Recorre Antonia el trayecto hasta la zona de Las Tendillas -donde se condensan los pisos solariegos de los más rancios señoritos que aún trastean por Córdoba- y, una vez llegado a alguno de ellos -de cancela y portería humana- enfunda toda su figura en su ropaje de criada –que atrás dejamos ya los eufemismos- y se pone a quitar la costra que la señora no quita porque ser hija de quien es y viuda de difunto con galones.

La Antonia nunca se ha dirigido a mí en el transporte que nos acarrea hasta el centro urbano de Córdoba, porque yo suelo llevar maletín y tengo aspecto, bien de vendedor de seguros de decesos, bien de despachante de alguna oficina con linaje. Por ello y, desde la distancia que ella marca, yo siempre observo a Antonia como un ejemplar de la Córdoba descolorida, de la ciudad que siendo cuna de tantas culturas, sólo dejó, como siempre deja la historia, ricos que defecan y pobres que se esfuerzan en limpiar lo defecado –sírvase esta imagen, y así aviso a quien esto lee, en el más amplio sentido de la metáfora y no sólo en el de el colectivo de la Antonia, pues que alce la mano quien no se encuentre a uno u otro lado del escatológico ejemplo.

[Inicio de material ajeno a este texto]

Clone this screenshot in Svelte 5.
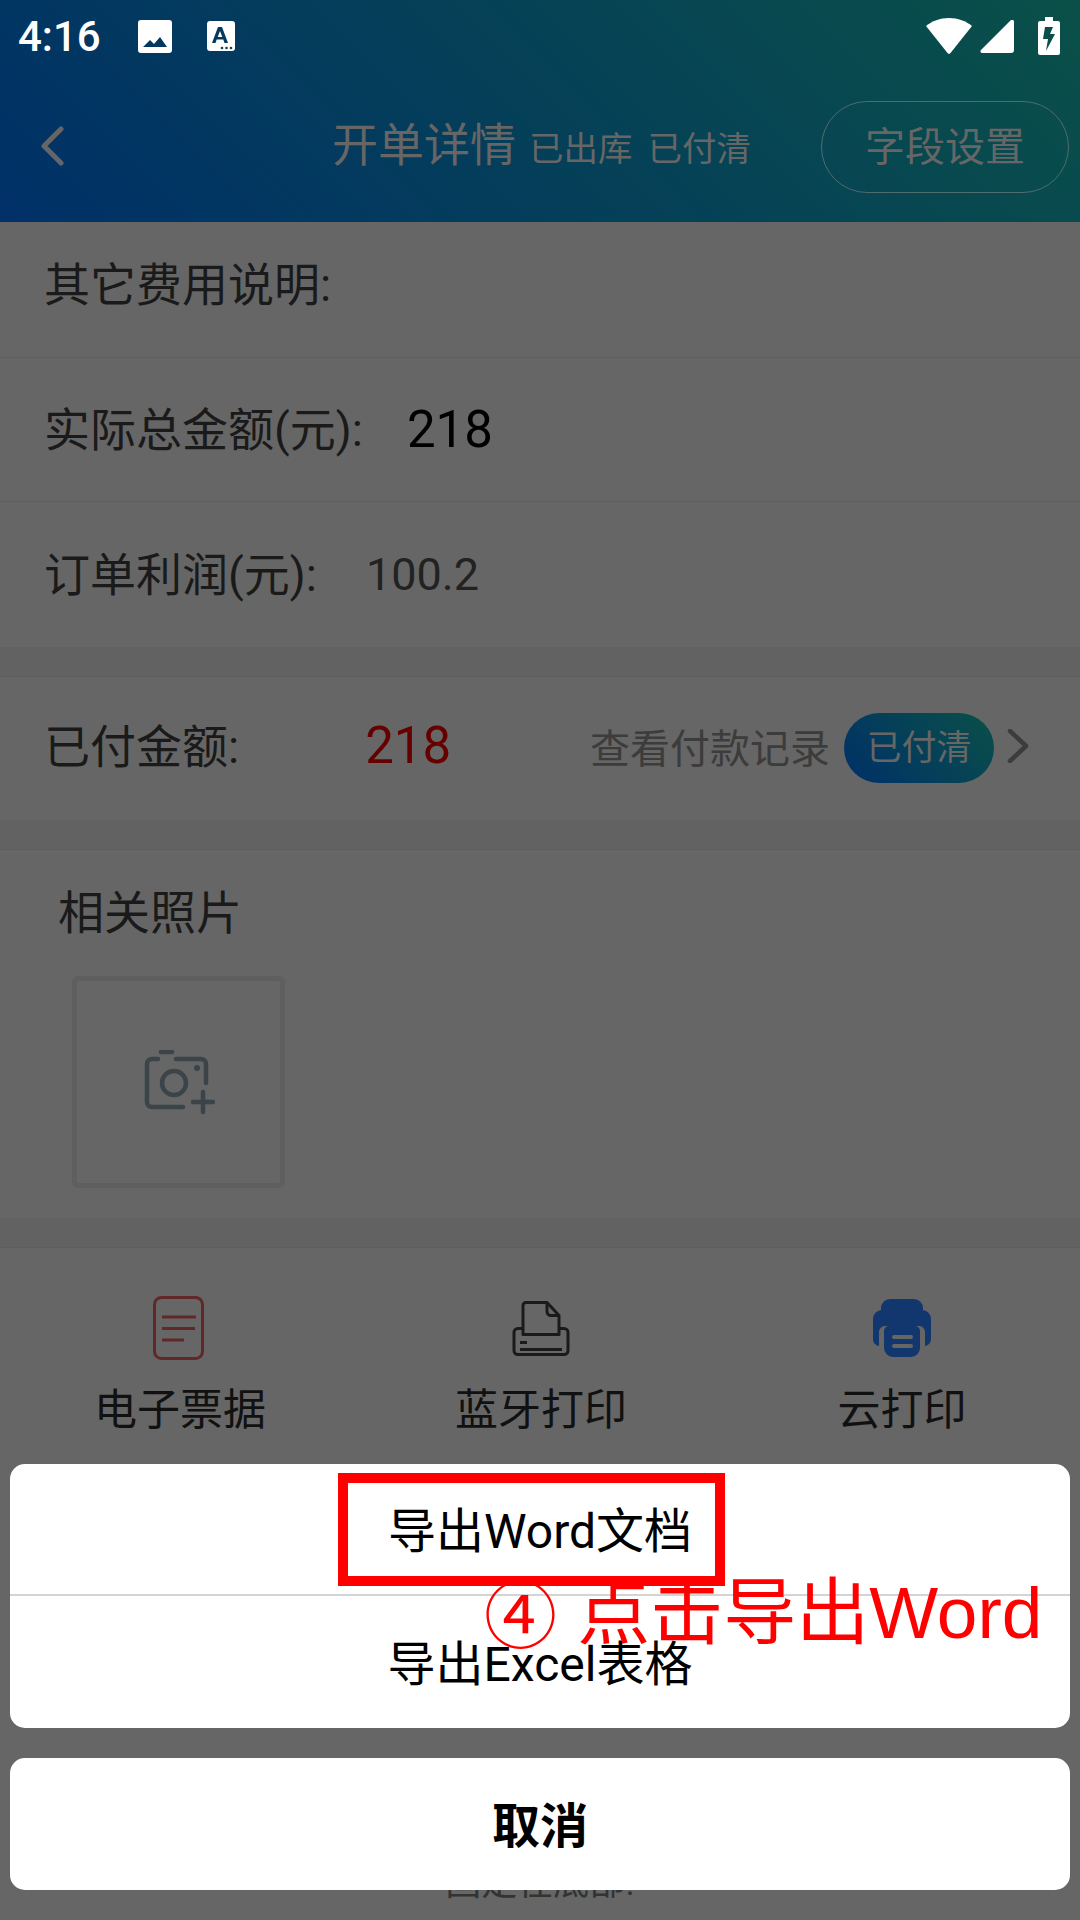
<script>
  const rows = [
    { label: '其它费用说明:', value: '', cls: 'first' },
    { label: '实际总金额(元):', value: '218', cls: 'total' },
    { label: '订单利润(元):', value: '100.2', cls: 'profit' }
  ];
  const actions = ['导出Word文档', '导出Excel表格'];
</script>

<div class="page">
  <header class="top">
    <div class="status">
      <span class="time">4:16</span>
      <svg class="st-img" viewBox="0 0 34 33">
        <path fill="#fff" fill-rule="evenodd" d="M3 0h28a3 3 0 0 1 3 3v27a3 3 0 0 1-3 3H3a3 3 0 0 1-3-3V3a3 3 0 0 1 3-3zM5 27h24l-7-10-6 7-4-4z" />
      </svg>
      <svg class="st-a" viewBox="0 0 28 30">
        <path fill="#fff" fill-rule="evenodd" d="M3 0h22a3 3 0 0 1 3 3v24a3 3 0 0 1-3 3H3a3 3 0 0 1-3-3V3a3 3 0 0 1 3-3zM11 6 5 22h3.500l1.200-3.500h6.600l1.200 3.500H21L15 6zM13 10l2.300 6h-4.600z" />
        <circle cx="15" cy="27" r="1.300" fill="#0a4560" />
        <circle cx="19.500" cy="27" r="1.300" fill="#0a4560" />
        <circle cx="24" cy="27" r="1.300" fill="#0a4560" />
      </svg>
      <span class="grow"></span>
      <svg class="st-wifi" viewBox="0 0 46 36">
        <path fill="#fff" d="M23 0C14 0 6 3 0 8l21.500 27a2 2 0 0 0 3 0L46 8C40 3 32 0 23 0z" />
      </svg>
      <svg class="st-signal" viewBox="0 0 34 33">
        <path fill="#fff" d="M31 0 1 30c-1 1-.5 3 1 3h29a3 3 0 0 0 3-3V1.500C34 0 32 -1 31 0z" />
      </svg>
      <svg class="st-batt" viewBox="0 0 22 38">
        <path fill="#fff" fill-rule="evenodd" d="M7 0h8v4h5a2 2 0 0 1 2 2v30a2 2 0 0 1-2 2H2a2 2 0 0 1-2-2V6a2 2 0 0 1 2-2h5zM7 10 5 22h5l-2 12 9-17h-5l3-7z" />
      </svg>
    </div>
    <div class="nav">
      <svg class="back" viewBox="0 0 24 40">
        <path d="M21 3 4 20l17 17" fill="none" stroke="#666" stroke-width="5" stroke-linecap="round" stroke-linejoin="round" />
      </svg>
      <div class="title">
        <span class="t-main">开单详情</span>
        <span class="t-sub">已出库</span>
        <span class="t-sub">已付清</span>
      </div>
      <div class="fields-btn">字段设置</div>
    </div>
  </header>

  <section class="block">
    {#each rows as r}
      <div class="row {r.cls}">
        <span class="label">{r.label}</span>
        {#if r.value}<span class="val">{r.value}</span>{/if}
      </div>
    {/each}
  </section>

  <section class="block paid">
    <span class="label">已付金额:</span>
    <span class="paid-val">218</span>
    <span class="grow"></span>
    <span class="record">查看付款记录</span>
    <span class="pill">已付清</span>
    <svg class="chev" viewBox="0 0 22 34">
      <path d="M3 2l16 15L3 32" fill="none" stroke="#3c3c3c" stroke-width="4.500" stroke-linecap="round" stroke-linejoin="round" />
    </svg>
  </section>

  <section class="block photos">
    <div class="ph-title">相关照片</div>
    <div class="ph-box">
      <svg viewBox="0 0 72 72" class="cam">
        <g fill="none" stroke="#3a4449" stroke-width="4.500" stroke-linecap="round">
          <path d="M15 9H9a5 5 0 0 0-5 5v38a5 5 0 0 0 5 5h31" />
          <path d="M33 9h25a5 5 0 0 1 5 5v19" />
          <path d="M18 2h11" />
          <circle cx="31" cy="33" r="12" />
          <path d="M50 52h20M60 42v20" />
        </g>
        <circle cx="54" cy="18" r="3" fill="#3a4449" />
      </svg>
    </div>
  </section>

  <section class="block tail">
    <div class="tools">
      <div class="tool">
        <svg class="ic-doc" viewBox="0 0 51 64">
          <rect x="1.500" y="1.500" width="48" height="61" rx="7" fill="none" stroke="#602828" stroke-width="3" />
          <path d="M9 21h34M9 32.500h33M9 44h22" stroke="#602828" stroke-width="3" />
        </svg>
        <span>电子票据</span>
      </div>
      <div class="tool">
        <svg class="ic-print" viewBox="0 0 58 55">
          <g fill="none" stroke="#1a1a1a" stroke-width="3" stroke-linejoin="round">
            <path d="M11 34V5a3 3 0 0 1 3-3h21l12 13v19z" />
            <path d="M35 2v9a4 4 0 0 0 4 4h8" />
            <path d="M11 28H6a4 4 0 0 0-4 4v18a4 4 0 0 0 4 4h46a4 4 0 0 0 4-4V32a4 4 0 0 0-4-4h-5" />
            <path d="M8 42h7M8 49h42" />
          </g>
        </svg>
        <span>蓝牙打印</span>
      </div>
      <div class="tool">
        <svg class="ic-cloud" viewBox="0 0 58 58">
          <path fill="#12376f" d="M8 11V9a9 9 0 0 1 9-9h24a9 9 0 0 1 9 9v2a9 9 0 0 1 8 9v20a7 7 0 0 1-6 7V33a6 6 0 0 0-6-6H12a6 6 0 0 0-6 6v14a7 7 0 0 1-6-7V20a9 9 0 0 1 8-9z" />
          <path fill="#12376f" fill-rule="evenodd" d="M16 27h26a5 5 0 0 1 5 5v17a9 9 0 0 1-9 9H20a9 9 0 0 1-9-9V32a5 5 0 0 1 5-5zM21 36a1.500 1.500 0 0 0 0 4h17a1.500 1.500 0 0 0 0-4zM21 45a1.500 1.500 0 0 0 0 4h17a1.500 1.500 0 0 0 0-4z" />
        </svg>
        <span>云打印</span>
      </div>
    </div>
    <div class="hint">固定在底部!</div>
  </section>

  <div class="sheet">
    <div class="card">
      {#each actions as a}
        <div class="action">{a}</div>
      {/each}
    </div>
    <div class="card cancel">取消</div>
  </div>

  <div class="mark-box"></div>
  <div class="mark-text"><span class="circled">④</span> 点击导出Word</div>
</div>

<style>
  :global(body) {
    background: #666;
  }
  .page {
    position: relative;
    width: 1080px;
    height: 1920px;
    overflow: hidden;
    display: flex;
    flex-direction: column;
    gap: 29px;
    background: #626262;
    color: #1a1a1a;
    font-family: Roboto, "Noto Sans CJK SC", sans-serif;
  }
  .grow { flex: 1; }

  .top {
    flex: none;
    height: 222px;
    margin-bottom: -29px;
    background: linear-gradient(45deg, #003068, #0a5048);
  }
  .status {
    display: flex;
    align-items: center;
    height: 72px;
    padding: 0 20px 0 18px;
  }
  .time { color: #fff; font-size: 42px; font-weight: 500; width: 120px; }
  .st-img { width: 34px; height: 33px; margin-right: 35px; }
  .st-a { width: 28px; height: 30px; }
  .st-wifi { width: 46px; height: 36px; margin-right: 8px; }
  .st-signal { width: 34px; height: 33px; margin-right: 24px; }
  .st-batt { width: 22px; height: 38px; }

  .nav {
    display: flex;
    align-items: center;
    height: 150px;
    padding: 0 11px 0 40px;
    color: #666;
  }
  .back { width: 24px; height: 40px; margin-bottom: 3px; }
  .title {
    display: flex;
    align-items: baseline;
    gap: 13px;
    margin: 0 0 12px 268px;
    flex: 1;
  }
  .t-main { font-size: 46px; }
  .t-sub { font-size: 34.500px; }
  .t-sub:last-child { margin-left: 2px; }
  .fields-btn {
    width: 248px;
    height: 92px;
    box-sizing: border-box;
    padding-bottom: 6px;
    border: 1px solid #4f6b6e;
    border-radius: 46px;
    display: flex;
    align-items: center;
    justify-content: center;
    font-size: 40px;
  }

  .block {
    flex: none;
    box-sizing: border-box;
    background: #666;
  }
  .row {
    display: flex;
    align-items: center;
    box-sizing: border-box;
    height: 144px;
    padding: 0 0 8px 44px;
    border-bottom: 1px solid #5e5e5e;
  }
  .row.first { height: 136px; padding-bottom: 18px; }
  .row.profit { height: 145px; border-bottom: none; }
  .label { font-size: 46px; }
  .val { margin-top: 8px; }
  .total .val { font-size: 51px; color: #000; margin-left: 44px; }
  .profit .val { font-size: 45px; color: #222; margin-left: 49px; }

  .paid {
    display: flex;
    align-items: center;
    height: 144px;
    padding: 0 51px 12px 44px;
    border-top: 1px solid #5e5e5e;
  }
  .paid-val { font-size: 51px; color: #660000; margin: 6px 0 0 126px; }
  .record { font-size: 40px; color: #3c3c3c; margin-top: 6px; }
  .pill {
    box-sizing: border-box;
    width: 150px;
    height: 70px;
    margin: 10px 13px 0 14px;
    padding-bottom: 6px;
    border-radius: 35px;
    display: flex;
    align-items: center;
    justify-content: center;
    font-size: 35px;
    color: #666;
    background: linear-gradient(45deg, #003068, #0a5048);
  }
  .chev { width: 22px; height: 34px; margin-top: 6px; }

  .photos {
    height: 369px;
    border-top: 1px solid #5e5e5e;
    padding: 33px 0 0 58px;
  }
  .ph-title { font-size: 46px; line-height: 60px; }
  .ph-box {
    box-sizing: border-box;
    width: 213px;
    height: 212px;
    margin: 33px 0 0 14px;
    padding-top: 8px;
    border: 5px solid #5f5f5f;
    border-radius: 6px;
    display: flex;
    align-items: center;
    justify-content: center;
  }
  .cam { width: 72px; height: 72px; }

  .tail {
    flex: 1;
    border-top: 1px solid #5e5e5e;
  }
  .tools {
    display: grid;
    grid-template-columns: repeat(3, 1fr);
    padding-top: 48px;
  }
  .tool {
    display: flex;
    flex-direction: column;
    align-items: center;
    font-size: 43px;
    color: #111;
  }
  .tool:nth-child(2) { padding-left: 2px; }
  .tool:last-child { padding-left: 4px; }
  .tool svg { height: 64px; margin-bottom: 15px; }
  .ic-doc { width: 51px; margin-right: 3px; }
  .ic-print { width: 58px; }
  .ic-cloud { width: 58px; }

  .hint {
    margin-top: 416px;
    text-align: center;
    font-size: 36px;
    color: #333;
  }

  .sheet {
    position: absolute;
    left: 10px;
    right: 10px;
    top: 1464px;
    display: flex;
    flex-direction: column;
    gap: 30px;
  }
  .card {
    background: #fff;
    border-radius: 15px;
    color: #000;
  }
  .action {
    box-sizing: border-box;
    height: 132px;
    display: flex;
    align-items: center;
    justify-content: center;
    padding-bottom: 4px;
    font-size: 48px;
  }
  .action:first-child { border-bottom: 2px solid #d4d4d4; }
  .cancel {
    height: 132px;
    display: flex;
    align-items: center;
    justify-content: center;
    padding-bottom: 4px;
    box-sizing: border-box;
    font-size: 48px;
    font-weight: 700;
  }

  .mark-box {
    position: absolute;
    left: 338px;
    top: 1473px;
    width: 387px;
    height: 113px;
    box-sizing: border-box;
    border: 10px solid #f00;
  }
  .mark-text {
    position: absolute;
    left: 484px;
    top: 1573px;
    font-family: "Liberation Sans", "Noto Sans CJK SC", sans-serif;
    font-size: 73px;
    line-height: 80px;
    color: #f00;
    white-space: nowrap;
  }
  .circled { position: relative; top: 4px; }
</style>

Hoy la Antonia iba contenta porque le han puesto una pótesis en su rodilla, que andaba machucha la pobre y, como se ha sentado al lado de otra empleada de casa ajena, quien le ha señalado su origen ecuatoriano, ha tenido un trayecto muy entretenido. ¡Qué lejos está usted de su casa!   –se ha convalecido de la emigrante- y ésta que, por sentirse emigrante y tener cara de pobre, tenía la necesidad de presumir de algo, le ha dicho que es que su casa está en el centro del mundo. Pues vaya calor que debe de hacer –ha sentenciado la Antonia mientras se abanicaba, en una mueca forzada, con la mano. Y la criada ecuatoriana ha inclinado la cabeza ya que, ni un sí ni un no, hubiesen aclarado nada. Luego Antonia se ha congratulado de lo bien que habla su compañera de destino el español -que digo yo que, que bien habla usted pa ser de fuera, ha dicho- para seguir despachándose a gusto con lo de su pótesis metálica y ha señalado pomposamente la bonhomía de la señora para la que sirve que, mire usted me ha dicho: Usted Antonia ahora se agacha lo justo, que lo que no pueda hacer esta semana lo hace la que viene echando un par de horillas más. Que la salud, como decía mi santo esposo, es un bien que nos da el Señor para cuidarla y no para jugar con ella. Que aún le quedan a usted muchos suelos que fregar…
Su feligresa de asiento, que la sigue escuchando sin perder ni coma –a pesar de la velocidad verbal de la Antonia- ha asentido nuevamente, con la convicción reforzada de que, tanto de el Ecuador para arriba como de el Ecuador para abajo, debe de haber el mismo número de malnacidos que, en eso, la población parece andar muy bien repartida.

       Cuando he dejado la parada que me pertenece por designio, Antonia habrá seguido hasta la siguiente con sus andanzas de fámula resignada, mientras yo, he emprendido el poco trecho que me quedaba hasta el Ministerio, sacando de mi maletín media sonrisa de funcionario de tercera y, pensando qué expedientes me tocaría hoy abrillantar de tantos que habrán empercudido los señoritos de los despachos de arriba.